**EXERCISE:** The exercise asks you to copy every line below in which "full" appears.

**MATERIAL PROVIDED:**
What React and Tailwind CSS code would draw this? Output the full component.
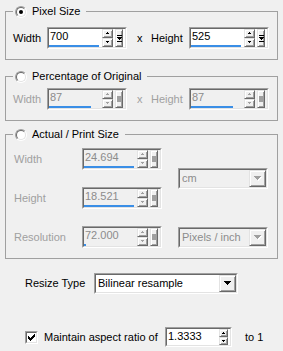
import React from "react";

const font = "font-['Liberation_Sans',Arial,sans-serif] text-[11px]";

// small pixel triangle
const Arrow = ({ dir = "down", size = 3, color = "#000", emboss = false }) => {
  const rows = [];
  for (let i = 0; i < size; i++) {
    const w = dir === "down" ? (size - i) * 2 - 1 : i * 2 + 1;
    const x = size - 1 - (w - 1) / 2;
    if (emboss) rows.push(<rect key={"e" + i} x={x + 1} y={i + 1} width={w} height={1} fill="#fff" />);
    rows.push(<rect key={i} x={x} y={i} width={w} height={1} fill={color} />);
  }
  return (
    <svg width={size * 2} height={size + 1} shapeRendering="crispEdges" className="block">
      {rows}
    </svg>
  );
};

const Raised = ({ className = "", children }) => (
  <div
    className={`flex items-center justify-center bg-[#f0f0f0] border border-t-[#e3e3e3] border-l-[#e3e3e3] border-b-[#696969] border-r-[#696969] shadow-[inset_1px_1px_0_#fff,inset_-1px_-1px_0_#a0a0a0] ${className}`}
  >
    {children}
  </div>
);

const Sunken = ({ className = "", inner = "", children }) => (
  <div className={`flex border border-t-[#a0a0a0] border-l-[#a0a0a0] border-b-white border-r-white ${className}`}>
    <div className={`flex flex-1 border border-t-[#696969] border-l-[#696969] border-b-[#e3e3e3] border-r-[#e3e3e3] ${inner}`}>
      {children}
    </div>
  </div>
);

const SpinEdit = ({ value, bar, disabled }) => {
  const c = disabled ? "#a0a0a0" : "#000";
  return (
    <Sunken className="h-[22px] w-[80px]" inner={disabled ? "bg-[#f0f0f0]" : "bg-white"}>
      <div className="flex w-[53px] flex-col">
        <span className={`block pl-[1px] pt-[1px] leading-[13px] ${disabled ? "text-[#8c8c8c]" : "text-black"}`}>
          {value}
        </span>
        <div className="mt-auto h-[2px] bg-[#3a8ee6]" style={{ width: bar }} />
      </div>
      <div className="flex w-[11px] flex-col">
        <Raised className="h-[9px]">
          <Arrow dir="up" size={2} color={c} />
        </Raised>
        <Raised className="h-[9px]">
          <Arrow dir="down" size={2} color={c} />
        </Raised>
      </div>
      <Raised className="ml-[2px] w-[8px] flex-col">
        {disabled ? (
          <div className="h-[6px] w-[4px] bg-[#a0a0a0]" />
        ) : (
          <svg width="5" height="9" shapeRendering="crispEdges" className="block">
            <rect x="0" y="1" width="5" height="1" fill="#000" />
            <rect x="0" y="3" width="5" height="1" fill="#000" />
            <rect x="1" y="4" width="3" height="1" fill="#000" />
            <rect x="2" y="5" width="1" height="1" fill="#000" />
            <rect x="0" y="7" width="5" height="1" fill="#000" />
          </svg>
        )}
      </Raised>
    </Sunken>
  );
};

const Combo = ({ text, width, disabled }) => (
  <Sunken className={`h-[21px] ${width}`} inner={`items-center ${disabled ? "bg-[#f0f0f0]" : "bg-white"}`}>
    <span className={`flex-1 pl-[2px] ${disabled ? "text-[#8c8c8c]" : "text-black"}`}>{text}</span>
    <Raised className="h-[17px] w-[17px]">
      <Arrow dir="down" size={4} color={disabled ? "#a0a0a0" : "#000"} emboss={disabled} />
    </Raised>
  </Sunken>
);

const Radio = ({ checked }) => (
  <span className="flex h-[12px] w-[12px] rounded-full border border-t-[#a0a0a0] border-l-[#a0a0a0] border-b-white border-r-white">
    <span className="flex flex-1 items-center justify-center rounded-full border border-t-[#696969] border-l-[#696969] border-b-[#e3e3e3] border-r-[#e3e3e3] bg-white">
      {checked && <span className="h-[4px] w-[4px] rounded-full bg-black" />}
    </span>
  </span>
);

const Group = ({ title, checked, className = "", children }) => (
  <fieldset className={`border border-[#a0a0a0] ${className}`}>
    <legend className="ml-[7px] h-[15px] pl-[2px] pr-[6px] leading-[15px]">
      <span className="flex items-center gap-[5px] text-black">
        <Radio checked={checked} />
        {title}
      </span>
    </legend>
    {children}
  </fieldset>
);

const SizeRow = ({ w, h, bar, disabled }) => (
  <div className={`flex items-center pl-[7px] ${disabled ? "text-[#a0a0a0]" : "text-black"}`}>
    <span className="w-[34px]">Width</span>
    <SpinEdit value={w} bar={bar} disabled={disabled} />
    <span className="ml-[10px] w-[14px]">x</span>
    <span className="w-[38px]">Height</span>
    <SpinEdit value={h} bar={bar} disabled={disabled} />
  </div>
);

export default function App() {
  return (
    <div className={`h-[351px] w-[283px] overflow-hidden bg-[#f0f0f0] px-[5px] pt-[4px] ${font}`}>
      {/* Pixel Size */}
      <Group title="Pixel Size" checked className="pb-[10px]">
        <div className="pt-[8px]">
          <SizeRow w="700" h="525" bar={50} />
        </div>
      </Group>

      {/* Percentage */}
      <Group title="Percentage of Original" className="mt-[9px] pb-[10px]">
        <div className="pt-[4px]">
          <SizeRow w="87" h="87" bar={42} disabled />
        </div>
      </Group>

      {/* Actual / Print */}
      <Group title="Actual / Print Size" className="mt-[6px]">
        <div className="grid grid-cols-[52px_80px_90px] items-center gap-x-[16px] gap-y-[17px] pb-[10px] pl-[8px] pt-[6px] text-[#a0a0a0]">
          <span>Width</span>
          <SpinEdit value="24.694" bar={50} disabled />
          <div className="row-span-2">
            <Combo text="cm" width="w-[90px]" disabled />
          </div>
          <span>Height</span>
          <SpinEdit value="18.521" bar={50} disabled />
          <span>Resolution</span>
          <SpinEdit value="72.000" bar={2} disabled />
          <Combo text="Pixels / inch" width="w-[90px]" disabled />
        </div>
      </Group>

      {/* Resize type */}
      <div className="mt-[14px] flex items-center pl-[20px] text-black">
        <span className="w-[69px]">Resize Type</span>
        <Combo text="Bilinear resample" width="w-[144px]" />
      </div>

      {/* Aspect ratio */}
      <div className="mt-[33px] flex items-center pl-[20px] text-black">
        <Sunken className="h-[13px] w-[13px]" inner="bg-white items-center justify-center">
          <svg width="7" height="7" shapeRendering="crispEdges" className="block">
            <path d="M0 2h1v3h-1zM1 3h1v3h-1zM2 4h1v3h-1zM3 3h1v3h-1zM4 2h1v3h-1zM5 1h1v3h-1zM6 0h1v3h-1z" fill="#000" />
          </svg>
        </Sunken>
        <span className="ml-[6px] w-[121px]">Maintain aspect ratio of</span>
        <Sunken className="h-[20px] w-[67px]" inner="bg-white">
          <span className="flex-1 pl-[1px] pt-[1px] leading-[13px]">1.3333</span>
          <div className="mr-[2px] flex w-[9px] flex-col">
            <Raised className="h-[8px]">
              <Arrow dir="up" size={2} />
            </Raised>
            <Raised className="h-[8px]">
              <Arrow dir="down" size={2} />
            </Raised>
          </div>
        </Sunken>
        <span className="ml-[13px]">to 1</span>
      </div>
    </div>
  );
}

**WRITTEN ANSWER:**
What React and Tailwind CSS code would draw this? Output the full component.
  <span className="flex h-[12px] w-[12px] rounded-full border border-t-[#a0a0a0] border-l-[#a0a0a0] border-b-white border-r-white">
    <span className="flex flex-1 items-center justify-center rounded-full border border-t-[#696969] border-l-[#696969] border-b-[#e3e3e3] border-r-[#e3e3e3] bg-white">
      {checked && <span className="h-[4px] w-[4px] rounded-full bg-black" />}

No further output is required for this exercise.